In an article yesterday on the shredding of documents by former White House aide Oliver L. North, the attorney mentioned in reference to events of last Nov. 25, involving North and his lawyer, was Thomas C. Green, North's counsel at that time, not his current attorney. (Published 6/28/87)
Former White House aide Oliver L. North Jr. returned to his office and shredded more documents after being interviewed by Attorney General Edwin Meese III last Nov. 23 about a memo outlining the diversion of profits from U.S.-Iran arms sales to aid the Nicaraguan contras, congressional sources said yesterday.
The action, which followed by two days a shredding incident described by Fawn Hall, North's secretary, probably took place the evening of that Sunday interview, but may have occurred Monday or Tuesday night in the Old Executive Office Building.
Rep. Henry J. Hyde (R-Ill.) told reporters yesterday that the Iran-contra investigating committees had evidence of a "nocturnal shredding." Sen. Warren B. Rudman (R-N.H.) implied at Thursday's hearings that shredding occurred after Meese interviewed North. A knowledgeable congressional source said both descriptions are accurate.
Marine Lt. Col. North was fired from the staff of the National Security Council on Tuesday, Nov. 25.

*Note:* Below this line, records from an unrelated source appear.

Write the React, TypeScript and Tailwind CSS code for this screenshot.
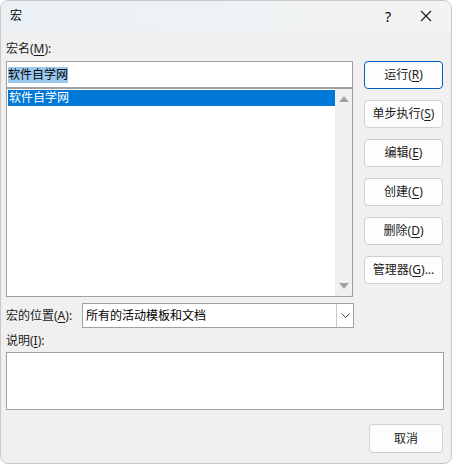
import React from "react";

const font = { fontFamily: '"Segoe UI", "Noto Sans", "Noto Sans CJK SC", sans-serif' };

const Btn: React.FC<{ label: string; k?: string; suffix?: string; primary?: boolean }> = ({
  label,
  k,
  suffix = "",
  primary,
}) => (
  <button
    className={`h-[28px] w-[79px] rounded-[4px] border bg-[#fdfdfd] text-[12px] text-[#1a1a1a] flex items-center justify-center ${
      primary ? "border-[#005fb8]" : "border-[#d0d0d0]"
    }`}
  >
    {label}
    {k && (
      <>
        (<span className="underline underline-offset-2">{k}</span>)
      </>
    )}
    {suffix}
  </button>
);

const App: React.FC = () => {
  return (
    <div className="w-[452px] h-[465px] bg-white" style={font}>
      <div className="w-[452px] h-[464px] rounded-[8px] border border-[#c8c8c8] bg-[#f0f0f0] overflow-hidden flex flex-col">
        {/* Title bar */}
        <div className="h-[30px] shrink-0 flex items-center bg-gradient-to-r from-[#eaf1f5] to-[#f3f3f3] text-[12px] text-black">
          <span className="ml-[9px]">宏</span>
          <span className="ml-auto mr-[29px] text-[14px]">?</span>
          <svg width="12" height="12" viewBox="0 0 12 12" className="mr-[19px]">
            <path d="M1 1 L11 11 M11 1 L1 11" stroke="#1a1a1a" strokeWidth="1.1" />
          </svg>
        </div>

        {/* Body */}
        <div className="flex pl-[5px] pt-[11px] text-[12px] text-[#1a1a1a]">
          <div className="w-[347px] flex flex-col">
            <div className="h-[19px] leading-[14px]">
              宏名(<span className="underline underline-offset-2">M</span>):
            </div>
            <div className="h-[27px] border border-[#a0a0a0] bg-white flex items-center pl-[1px]">
              <span className="bg-[#99c9ef] leading-[16px] text-black">软件自学网</span>
            </div>
            <div className="h-[209px] border border-[#a0a0a0] bg-white flex">
              <div className="flex-1 pl-[1px] pt-[1px]">
                <div className="h-[16px] bg-[#0078d7] text-white leading-[16px] pl-[1px]">软件自学网</div>
              </div>
              <div className="w-[17px] bg-[#f0f0f0] flex flex-col items-center justify-between py-[7px]">
                <svg width="10" height="6" viewBox="0 0 10 6">
                  <path d="M0 6 L5 0 L10 6 Z" fill="#a3a3a3" />
                </svg>
                <svg width="10" height="6" viewBox="0 0 10 6">
                  <path d="M0 0 L5 6 L10 0 Z" fill="#a3a3a3" />
                </svg>
              </div>
            </div>
          </div>
          <div className="ml-[11px] pt-[19px] flex flex-col gap-[11px]">
            <Btn label="运行" k="R" primary />
            <Btn label="单步执行" k="S" />
            <Btn label="编辑" k="E" />
            <Btn label="创建" k="C" />
            <Btn label="删除" k="D" />
            <Btn label="管理器" k="G" suffix="..." />
          </div>
        </div>

        <div className="flex items-center pl-[5px] mt-[6px] text-[12px] text-[#1a1a1a]">
          <span className="w-[76px]">
            宏的位置(<span className="underline underline-offset-2">A</span>):
          </span>
          <div className="w-[272px] h-[25px] border border-[#a0a0a0] bg-white flex">
            <span className="flex-1 pl-[3px] leading-[23px] text-black">所有的活动模板和文档</span>
            <div className="w-[17px] border-l border-[#c8c8c8] flex items-center justify-center">
              <svg width="9" height="5" viewBox="0 0 9 5">
                <path d="M0.5 0.5 L4.5 4.5 L8.5 0.5" stroke="#444" strokeWidth="1" fill="none" />
              </svg>
            </div>
          </div>
        </div>

        <div className="pl-[5px] mt-[4px] text-[12px] text-[#1a1a1a] h-[18px] leading-[18px]">
          说明(<span className="underline underline-offset-2">I</span>):
        </div>
        <div className="ml-[5px] w-[438px] h-[58px] mt-[2px] border border-[#a0a0a0] bg-white" />

        <div className="flex justify-end pr-[8px] mt-[14px]">
          <button className="h-[29px] w-[74px] rounded-[4px] border border-[#d0d0d0] bg-[#fdfdfd] text-[12px] text-[#1a1a1a]">
            取消
          </button>
        </div>
      </div>
    </div>
  );
};

export default App;
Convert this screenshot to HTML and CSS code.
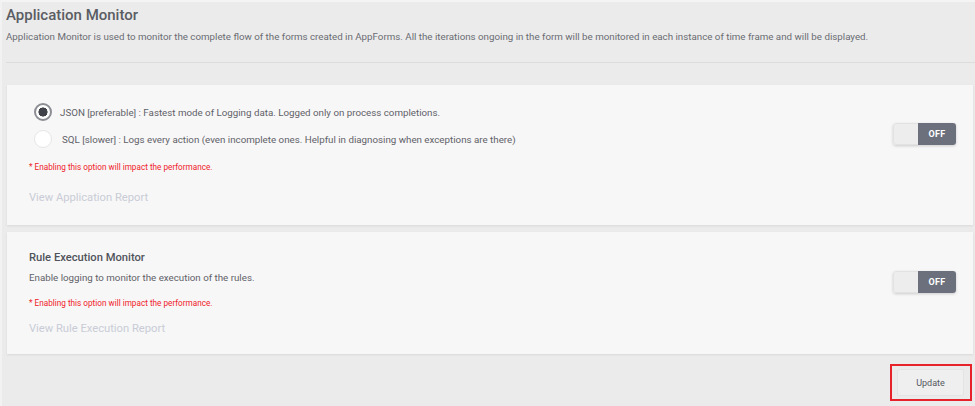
FILE: index.html
```html
<!DOCTYPE html>
<html lang="en">
<head>
<meta charset="utf-8">
<title>Application Monitor</title>
<link rel="stylesheet" href="styles.css">
</head>
<body>
<div class="page">
  <header class="header">
    <h1 class="title">Application Monitor</h1>
    <p class="desc">Application Monitor is used to monitor the complete flow of the forms created in AppForms. All the iterations ongoing in the form will be monitored in each instance of time frame and will be displayed.</p>
  </header>
  <main class="content">
    <section class="card card-app">
      <div class="card-body">
        <div class="options">
          <label class="option">
            <span class="radio checked"></span>
            <span class="opt-text">JSON [preferable] : Fastest mode of Logging data. Logged only on process completions.</span>
          </label>
          <label class="option option-2">
            <span class="radio"></span>
            <span class="opt-text opt-text-2">SQL [slower] : Logs every action (even incomplete ones. Helpful in diagnosing when exceptions are there)</span>
          </label>
        </div>
        <p class="note note-app">* Enabling this option will impact the performance.</p>
        <a class="report report-app">View Application Report</a>
      </div>
      <div class="toggle"><span class="toggle-handle"></span><span class="toggle-label">OFF</span></div>
    </section>
    <section class="card card-rule">
      <div class="card-body">
        <h2 class="card-title">Rule Execution Monitor</h2>
        <p class="card-desc">Enable logging to monitor the execution of the rules.</p>
        <p class="note note-rule">* Enabling this option will impact the performance.</p>
        <a class="report report-rule">View Rule Execution Report</a>
      </div>
      <div class="toggle"><span class="toggle-handle"></span><span class="toggle-label">OFF</span></div>
    </section>
    <div class="footer">
      <div class="highlight"><button class="btn-update">Update</button></div>
    </div>
  </main>
</div>
</body>
</html>
```

FILE: styles.css
```css
* { box-sizing: border-box; }
html, body { margin: 0; padding: 0; }
body {
  background: #ebebeb;
  font-family: Roboto, "Liberation Sans", Arial, sans-serif;
  color: #5b5e66;
  width: 975px;
  height: 406px;
  overflow: hidden;
}
.page {
  border-top: 2px solid #f4f4f4;
  border-left: 2px solid #f2f2f2;
  height: 406px;
}
.header {
  padding: 3px 0 0 4px;
}
.title {
  margin: 0;
  font-size: 15px;
  line-height: 20px;
  font-weight: 500;
  color: #5a5d63;
}
.desc {
  margin: 5px 0 0;
  font-size: 9.75px;
  line-height: 14px;
  color: #6a6c72;
  padding-bottom: 18px;
  border-bottom: 1px solid #dcdcdc;
}
.content {
  padding: 22px 0 0 5px;
}
.card {
  background: #f7f7f7;
  width: 966px;
  display: flex;
  justify-content: space-between;
  align-items: flex-start;
  box-shadow: 0 1px 2px rgba(0,0,0,0.08);
}
.card-app { height: 140px; padding: 18px 17px 0 22px; }
.card-rule { height: 122px; margin-top: 7px; padding: 18px 17px 0 22px; }
.options { padding-left: 5px; }
.option {
  display: flex;
  align-items: center;
  height: 18px;
}
.option-2 { margin-top: 9px; }
.radio {
  width: 18px;
  height: 18px;
  border-radius: 50%;
  background: #fff;
  border: 1px solid #e6e6e6;
  flex: none;
}
.radio.checked {
  border: 2px solid #8c8e94;
  background: radial-gradient(circle, #3f4248 0 4.3px, #fff 4.8px);
}
.opt-text {
  margin-left: 8px;
  font-size: 9.75px;
  color: #5f6168;
}
.opt-text-2 { margin-left: 10px; }
.note {
  margin: 13px 0 0;
  font-size: 8.2px;
  line-height: 12px;
  color: #f0222a;
}
.note-rule { margin-top: 12px; }
.report {
  display: block;
  margin-top: 18px;
  font-size: 11.2px;
  line-height: 14px;
  color: #c9ccd6;
}
.report-rule { margin-top: 13px; }
.card-title {
  margin: 0;
  font-size: 11.2px;
  line-height: 16px;
  font-weight: 500;
  color: #50535b;
}
.card-desc {
  margin: 5px 0 0;
  font-size: 9.75px;
  line-height: 14px;
  color: #5f6168;
}
.toggle {
  display: flex;
  margin-top: 20px;
  width: 63px;
  height: 22px;
  border-radius: 3px;
  overflow: hidden;
  box-shadow: 0 1px 3px rgba(0,0,0,0.18);
  flex: none;
}
.card-rule .toggle { margin-top: 21px; }
.toggle-handle {
  width: 25px;
  background: #ededed;
  border: 1px solid #e2e2e2;
  border-right: none;
  border-radius: 3px 0 0 3px;
}
.toggle-label {
  flex: 1;
  background: #6b707c;
  color: #fff;
  font-size: 9px;
  font-weight: 700;
  display: flex;
  align-items: center;
  justify-content: center;
  letter-spacing: 0.3px;
}
.footer {
  display: flex;
  justify-content: flex-end;
  padding: 10px 3px 0 0;
}
.highlight {
  border: 2px solid #e8222b;
  width: 82px;
  height: 37px;
  padding: 3px 6px 3px 5px;
}
.btn-update {
  width: 100%;
  height: 100%;
  background: #efefef;
  border: 1px solid #e4e4e4;
  border-radius: 2px;
  font-family: Roboto, "Liberation Sans", Arial, sans-serif;
  font-size: 9px;
  color: #55585f;
  padding: 0;
}
```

There had already been hints that North destroyed documents after two Justice Department officials under Meese's direction had examined his files, beginning Saturday morning, Nov. 22.
Hall told the select committees that she recalled North shredding a foot-and-a-half thick stack of documents from his safe, "probably" on the afternoon of Friday, Nov. 21. But she also testified that she had some recollection of shredding in the evening.
Another source said Hall initially had been uncertain of when the shredding took place and said it could have been later than that Friday.
Hall testified under a grant of limited immunity from prosecution.
At Thursday's hearings, Rudman criticized Meese's handling of the North interview, which was part of an inquiry begun at President Reagan's orders on Nov. 21 to sort out conflicts among top administration officials over the facts of the U.S. arms sales to Iran.
Rudman charged that Meese and his deputies -- who had little experience in criminal investigations -- should have brought the Federal Bureau of Investigation or a veteran prosecutor into the inquiry once the diversion document was discovered. And he told Assistant Attorney General Charles J. Cooper, Thursday's witness, that the officials had "telegraphed" to North what documents they were interested in so that North "knew exactly what to do when he heard what you had."
On Friday afternoon, Nov. 21, Meese had asked the national security adviser, Vice Adm. John M. Poindexter, to put together NSC files on the Iran arms sales for review the next day.
On Saturday, files were made available to Assistant Attorney General William Bradford Reynolds by North's deputy, Marine Lt. Col. Robert L. Earl, who was also identified by Hall as having participated in the shredding the day before.
While examining the documents, Reynolds discovered what has come to be called the "smoking gun" memo: a five-page North memorandum, requiring a presidential decision, containing a paragraph that suggests how money from a major U.S.-Iran arms transactions could be diverted to aid the Nicaraguan rebels.
Reynolds made a copy of this and other documents and took them to a lunch with Meese at the Old Ebbitt Grill.
According to a Justice Department spokesman, more than one version of this document exists, and another version of it does not contain the paragraph with the diversion reference.
According to Hall's testimony, on the afternoon before Reynolds arrived, when shredding took place, she was directed to alter five highly classified NSC documents relating to Central America, but not the diversion memo.
Another mystery that investigators are looking into is why Hall, by all descriptions a dedicated and skilled secretary, forgot to substitute the altered Central American documents for the originals in North's files for a full four days after completing the modifications. She testified that she only remembered them on Tuesday afternoon, Nov. 25, after North had been fired and another NSC official had started sealing the files, making it difficult for her to make the substitutions without attracting attention.
As a result of her predicament, she said, she placed a call to North at a nearby hotel, signaled to him her plight by speaking in a low whisper and, when he and his attorney arrived, smuggled the altered documents out of the office in her clothing and boots.
The FBI did not begin an investigation into the case until that Friday, Nov. 28. By then, the White House had issued a denial of a Los Angeles Times report that crucial documents bearing on the Iran-contra case had been destroyed within the past several days.
That denial was based at least in part on a phone call that White House deputy counsel Jay B. Stephens placed to Hall on Thanksgiving. When asked about the reports of a shredding incident, Hall testified, she informed Stephens that "we shred every day."
That weekend, Hall and Earl refused on advice of counsel to answer questions for the FBI, informed sources said. Thus, confirmation of the report that crucial documents had been destroyed did not come from them initially.